***** DATA SEGMENT *****
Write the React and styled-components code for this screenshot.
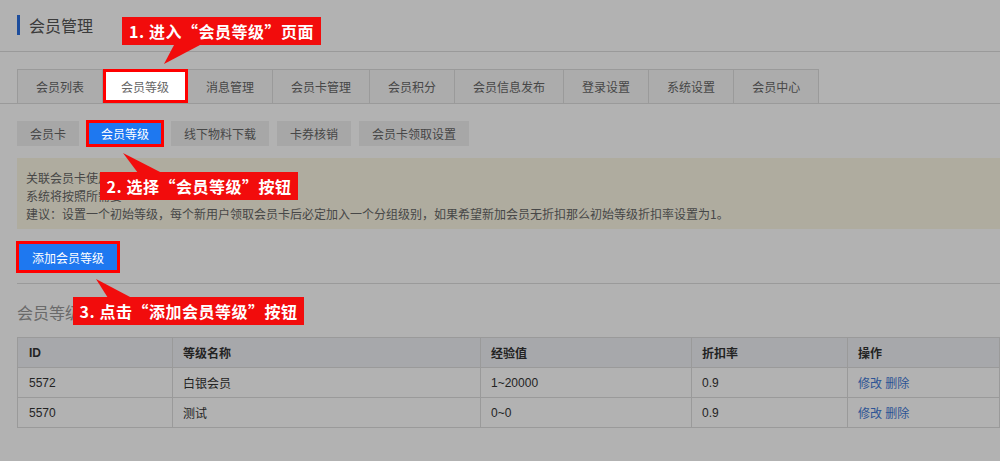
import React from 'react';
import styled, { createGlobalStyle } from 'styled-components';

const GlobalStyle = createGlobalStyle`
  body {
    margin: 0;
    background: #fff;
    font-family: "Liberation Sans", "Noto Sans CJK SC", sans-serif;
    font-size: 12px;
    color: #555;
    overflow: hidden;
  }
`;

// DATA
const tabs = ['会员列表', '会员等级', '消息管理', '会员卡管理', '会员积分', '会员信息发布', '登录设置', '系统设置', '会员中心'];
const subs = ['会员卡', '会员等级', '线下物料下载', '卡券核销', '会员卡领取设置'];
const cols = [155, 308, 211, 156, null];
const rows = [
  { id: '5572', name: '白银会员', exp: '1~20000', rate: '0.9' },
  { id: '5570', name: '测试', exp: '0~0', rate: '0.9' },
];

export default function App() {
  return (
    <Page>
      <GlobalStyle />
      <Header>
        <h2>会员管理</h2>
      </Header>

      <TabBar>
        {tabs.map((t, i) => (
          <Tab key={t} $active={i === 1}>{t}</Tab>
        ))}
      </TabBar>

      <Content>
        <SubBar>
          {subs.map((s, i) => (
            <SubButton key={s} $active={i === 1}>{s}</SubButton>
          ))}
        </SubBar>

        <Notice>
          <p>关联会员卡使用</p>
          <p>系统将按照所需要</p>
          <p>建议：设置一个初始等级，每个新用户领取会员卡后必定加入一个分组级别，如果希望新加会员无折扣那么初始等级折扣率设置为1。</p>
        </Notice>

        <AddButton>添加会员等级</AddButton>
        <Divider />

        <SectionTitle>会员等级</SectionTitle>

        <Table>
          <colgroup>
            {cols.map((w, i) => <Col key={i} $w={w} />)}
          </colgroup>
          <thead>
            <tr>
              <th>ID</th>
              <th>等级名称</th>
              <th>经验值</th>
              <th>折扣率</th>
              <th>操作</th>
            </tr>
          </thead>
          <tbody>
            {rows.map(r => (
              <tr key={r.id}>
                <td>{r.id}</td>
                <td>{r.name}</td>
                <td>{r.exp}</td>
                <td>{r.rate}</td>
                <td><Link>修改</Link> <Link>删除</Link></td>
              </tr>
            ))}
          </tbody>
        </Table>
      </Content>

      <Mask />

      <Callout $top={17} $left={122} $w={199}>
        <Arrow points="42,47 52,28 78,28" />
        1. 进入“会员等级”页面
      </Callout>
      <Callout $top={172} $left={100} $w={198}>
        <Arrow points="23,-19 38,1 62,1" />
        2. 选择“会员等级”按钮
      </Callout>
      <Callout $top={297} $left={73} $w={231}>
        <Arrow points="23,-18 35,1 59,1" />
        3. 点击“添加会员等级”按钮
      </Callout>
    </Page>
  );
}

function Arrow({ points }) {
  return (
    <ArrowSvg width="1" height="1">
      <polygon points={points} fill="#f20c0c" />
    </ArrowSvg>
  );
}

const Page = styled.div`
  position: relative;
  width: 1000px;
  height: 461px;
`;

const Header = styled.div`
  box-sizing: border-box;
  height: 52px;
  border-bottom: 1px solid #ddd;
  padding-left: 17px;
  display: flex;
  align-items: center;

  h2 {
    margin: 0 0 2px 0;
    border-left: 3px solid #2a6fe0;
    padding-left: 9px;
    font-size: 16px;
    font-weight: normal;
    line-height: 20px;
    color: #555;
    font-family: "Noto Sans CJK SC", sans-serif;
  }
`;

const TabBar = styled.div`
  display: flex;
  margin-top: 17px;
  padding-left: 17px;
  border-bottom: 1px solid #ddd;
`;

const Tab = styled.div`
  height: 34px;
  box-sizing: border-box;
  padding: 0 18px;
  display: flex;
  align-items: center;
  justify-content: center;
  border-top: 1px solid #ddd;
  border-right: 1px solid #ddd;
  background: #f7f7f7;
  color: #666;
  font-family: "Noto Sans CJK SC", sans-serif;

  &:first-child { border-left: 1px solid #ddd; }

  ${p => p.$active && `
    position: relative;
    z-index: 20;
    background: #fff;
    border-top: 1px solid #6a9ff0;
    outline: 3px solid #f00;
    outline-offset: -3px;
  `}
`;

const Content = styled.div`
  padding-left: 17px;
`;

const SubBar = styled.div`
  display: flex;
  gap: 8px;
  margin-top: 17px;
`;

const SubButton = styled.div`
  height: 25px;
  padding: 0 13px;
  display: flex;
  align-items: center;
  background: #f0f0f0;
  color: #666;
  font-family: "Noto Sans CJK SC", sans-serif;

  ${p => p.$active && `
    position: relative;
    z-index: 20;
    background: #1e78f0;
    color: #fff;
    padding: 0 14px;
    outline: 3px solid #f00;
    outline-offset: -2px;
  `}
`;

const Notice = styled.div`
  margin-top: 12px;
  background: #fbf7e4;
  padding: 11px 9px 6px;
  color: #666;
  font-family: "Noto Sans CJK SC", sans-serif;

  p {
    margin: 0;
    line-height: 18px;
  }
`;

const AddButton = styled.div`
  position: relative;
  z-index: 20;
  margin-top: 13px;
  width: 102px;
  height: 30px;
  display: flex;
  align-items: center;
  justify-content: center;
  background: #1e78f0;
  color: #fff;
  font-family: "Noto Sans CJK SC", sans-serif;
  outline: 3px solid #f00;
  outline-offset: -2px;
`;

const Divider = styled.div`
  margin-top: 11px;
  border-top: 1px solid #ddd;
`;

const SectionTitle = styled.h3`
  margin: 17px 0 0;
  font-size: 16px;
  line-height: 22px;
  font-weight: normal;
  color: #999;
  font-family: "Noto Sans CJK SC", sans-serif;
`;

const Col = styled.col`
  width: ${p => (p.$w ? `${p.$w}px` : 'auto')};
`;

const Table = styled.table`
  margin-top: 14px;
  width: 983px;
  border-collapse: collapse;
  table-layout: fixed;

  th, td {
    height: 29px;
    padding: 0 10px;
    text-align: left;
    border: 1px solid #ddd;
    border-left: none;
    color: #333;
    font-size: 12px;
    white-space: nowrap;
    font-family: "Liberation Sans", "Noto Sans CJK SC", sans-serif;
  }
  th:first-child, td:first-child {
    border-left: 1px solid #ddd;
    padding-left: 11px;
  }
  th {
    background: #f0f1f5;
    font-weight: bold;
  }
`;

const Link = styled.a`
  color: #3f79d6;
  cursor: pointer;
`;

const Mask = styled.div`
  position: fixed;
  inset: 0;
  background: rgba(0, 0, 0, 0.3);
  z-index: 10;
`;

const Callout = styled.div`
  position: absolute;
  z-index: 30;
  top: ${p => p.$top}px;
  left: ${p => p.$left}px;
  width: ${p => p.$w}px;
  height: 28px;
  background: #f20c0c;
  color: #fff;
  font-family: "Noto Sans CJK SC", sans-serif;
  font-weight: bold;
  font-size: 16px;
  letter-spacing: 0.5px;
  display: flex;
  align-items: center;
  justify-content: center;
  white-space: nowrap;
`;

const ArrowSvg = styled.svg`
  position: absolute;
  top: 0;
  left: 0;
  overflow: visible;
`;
*****
EXERCISE DESCRIPTION: Print the complete listing exactly as it stands, without its pictures.

EXERCISE RESULT:
Write the React and styled-components code for this screenshot.
import React from 'react';
import styled, { createGlobalStyle } from 'styled-components';

const GlobalStyle = createGlobalStyle`
  body {
    margin: 0;
    background: #fff;
    font-family: "Liberation Sans", "Noto Sans CJK SC", sans-serif;
    font-size: 12px;
    color: #555;
    overflow: hidden;
  }
`;

// DATA
const tabs = ['会员列表', '会员等级', '消息管理', '会员卡管理', '会员积分', '会员信息发布', '登录设置', '系统设置', '会员中心'];
const subs = ['会员卡', '会员等级', '线下物料下载', '卡券核销', '会员卡领取设置'];
const cols = [155, 308, 211, 156, null];
const rows = [
  { id: '5572', name: '白银会员', exp: '1~20000', rate: '0.9' },
  { id: '5570', name: '测试', exp: '0~0', rate: '0.9' },
];

export default function App() {
  return (
    <Page>
      <GlobalStyle />
      <Header>
        <h2>会员管理</h2>
      </Header>

      <TabBar>
        {tabs.map((t, i) => (
          <Tab key={t} $active={i === 1}>{t}</Tab>
        ))}
      </TabBar>

      <Content>
        <SubBar>
          {subs.map((s, i) => (
            <SubButton key={s} $active={i === 1}>{s}</SubButton>
          ))}
        </SubBar>

        <Notice>
          <p>关联会员卡使用</p>
          <p>系统将按照所需要</p>
          <p>建议：设置一个初始等级，每个新用户领取会员卡后必定加入一个分组级别，如果希望新加会员无折扣那么初始等级折扣率设置为1。</p>
        </Notice>

        <AddButton>添加会员等级</AddButton>
        <Divider />

        <SectionTitle>会员等级</SectionTitle>

        <Table>
          <colgroup>
            {cols.map((w, i) => <Col key={i} $w={w} />)}
          </colgroup>
          <thead>
            <tr>
              <th>ID</th>
              <th>等级名称</th>
              <th>经验值</th>
              <th>折扣率</th>
              <th>操作</th>
            </tr>
          </thead>
          <tbody>
            {rows.map(r => (
              <tr key={r.id}>
                <td>{r.id}</td>
                <td>{r.name}</td>
                <td>{r.exp}</td>
                <td>{r.rate}</td>
                <td><Link>修改</Link> <Link>删除</Link></td>
              </tr>
            ))}
          </tbody>
        </Table>
      </Content>

      <Mask />

      <Callout $top={17} $left={122} $w={199}>
        <Arrow points="42,47 52,28 78,28" />
        1. 进入“会员等级”页面
      </Callout>
      <Callout $top={172} $left={100} $w={198}>
        <Arrow points="23,-19 38,1 62,1" />
        2. 选择“会员等级”按钮
      </Callout>
      <Callout $top={297} $left={73} $w={231}>
        <Arrow points="23,-18 35,1 59,1" />
        3. 点击“添加会员等级”按钮
      </Callout>
    </Page>
  );
}

function Arrow({ points }) {
  return (
    <ArrowSvg width="1" height="1">
      <polygon points={points} fill="#f20c0c" />
    </ArrowSvg>
  );
}

const Page = styled.div`
  position: relative;
  width: 1000px;
  height: 461px;
`;

const Header = styled.div`
  box-sizing: border-box;
  height: 52px;
  border-bottom: 1px solid #ddd;
  padding-left: 17px;
  display: flex;
  align-items: center;

  h2 {
    margin: 0 0 2px 0;
    border-left: 3px solid #2a6fe0;
    padding-left: 9px;
    font-size: 16px;
    font-weight: normal;
    line-height: 20px;
    color: #555;
    font-family: "Noto Sans CJK SC", sans-serif;
  }
`;

const TabBar = styled.div`
  display: flex;
  margin-top: 17px;
  padding-left: 17px;
  border-bottom: 1px solid #ddd;
`;

const Tab = styled.div`
  height: 34px;
  box-sizing: border-box;
  padding: 0 18px;
  display: flex;
  align-items: center;
  justify-content: center;
  border-top: 1px solid #ddd;
  border-right: 1px solid #ddd;
  background: #f7f7f7;
  color: #666;
  font-family: "Noto Sans CJK SC", sans-serif;

  &:first-child { border-left: 1px solid #ddd; }

  ${p => p.$active && `
    position: relative;
    z-index: 20;
    background: #fff;
    border-top: 1px solid #6a9ff0;
    outline: 3px solid #f00;
    outline-offset: -3px;
  `}
`;

const Content = styled.div`
  padding-left: 17px;
`;

const SubBar = styled.div`
  display: flex;
  gap: 8px;
  margin-top: 17px;
`;

const SubButton = styled.div`
  height: 25px;
  padding: 0 13px;
  display: flex;
  align-items: center;
  background: #f0f0f0;
  color: #666;
  font-family: "Noto Sans CJK SC", sans-serif;

  ${p => p.$active && `
    position: relative;
    z-index: 20;
    background: #1e78f0;
    color: #fff;
    padding: 0 14px;
    outline: 3px solid #f00;
    outline-offset: -2px;
  `}
`;

const Notice = styled.div`
  margin-top: 12px;
  background: #fbf7e4;
  padding: 11px 9px 6px;
  color: #666;
  font-family: "Noto Sans CJK SC", sans-serif;

  p {
    margin: 0;
    line-height: 18px;
  }
`;

const AddButton = styled.div`
  position: relative;
  z-index: 20;
  margin-top: 13px;
  width: 102px;
  height: 30px;
  display: flex;
  align-items: center;
  justify-content: center;
  background: #1e78f0;
  color: #fff;
  font-family: "Noto Sans CJK SC", sans-serif;
  outline: 3px solid #f00;
  outline-offset: -2px;
`;

const Divider = styled.div`
  margin-top: 11px;
  border-top: 1px solid #ddd;
`;

const SectionTitle = styled.h3`
  margin: 17px 0 0;
  font-size: 16px;
  line-height: 22px;
  font-weight: normal;
  color: #999;
  font-family: "Noto Sans CJK SC", sans-serif;
`;

const Col = styled.col`
  width: ${p => (p.$w ? `${p.$w}px` : 'auto')};
`;

const Table = styled.table`
  margin-top: 14px;
  width: 983px;
  border-collapse: collapse;
  table-layout: fixed;

  th, td {
    height: 29px;
    padding: 0 10px;
    text-align: left;
    border: 1px solid #ddd;
    border-left: none;
    color: #333;
    font-size: 12px;
    white-space: nowrap;
    font-family: "Liberation Sans", "Noto Sans CJK SC", sans-serif;
  }
  th:first-child, td:first-child {
    border-left: 1px solid #ddd;
    padding-left: 11px;
  }
  th {
    background: #f0f1f5;
    font-weight: bold;
  }
`;

const Link = styled.a`
  color: #3f79d6;
  cursor: pointer;
`;

const Mask = styled.div`
  position: fixed;
  inset: 0;
  background: rgba(0, 0, 0, 0.3);
  z-index: 10;
`;

const Callout = styled.div`
  position: absolute;
  z-index: 30;
  top: ${p => p.$top}px;
  left: ${p => p.$left}px;
  width: ${p => p.$w}px;
  height: 28px;
  background: #f20c0c;
  color: #fff;
  font-family: "Noto Sans CJK SC", sans-serif;
  font-weight: bold;
  font-size: 16px;
  letter-spacing: 0.5px;
  display: flex;
  align-items: center;
  justify-content: center;
  white-space: nowrap;
`;

const ArrowSvg = styled.svg`
  position: absolute;
  top: 0;
  left: 0;
  overflow: visible;
`;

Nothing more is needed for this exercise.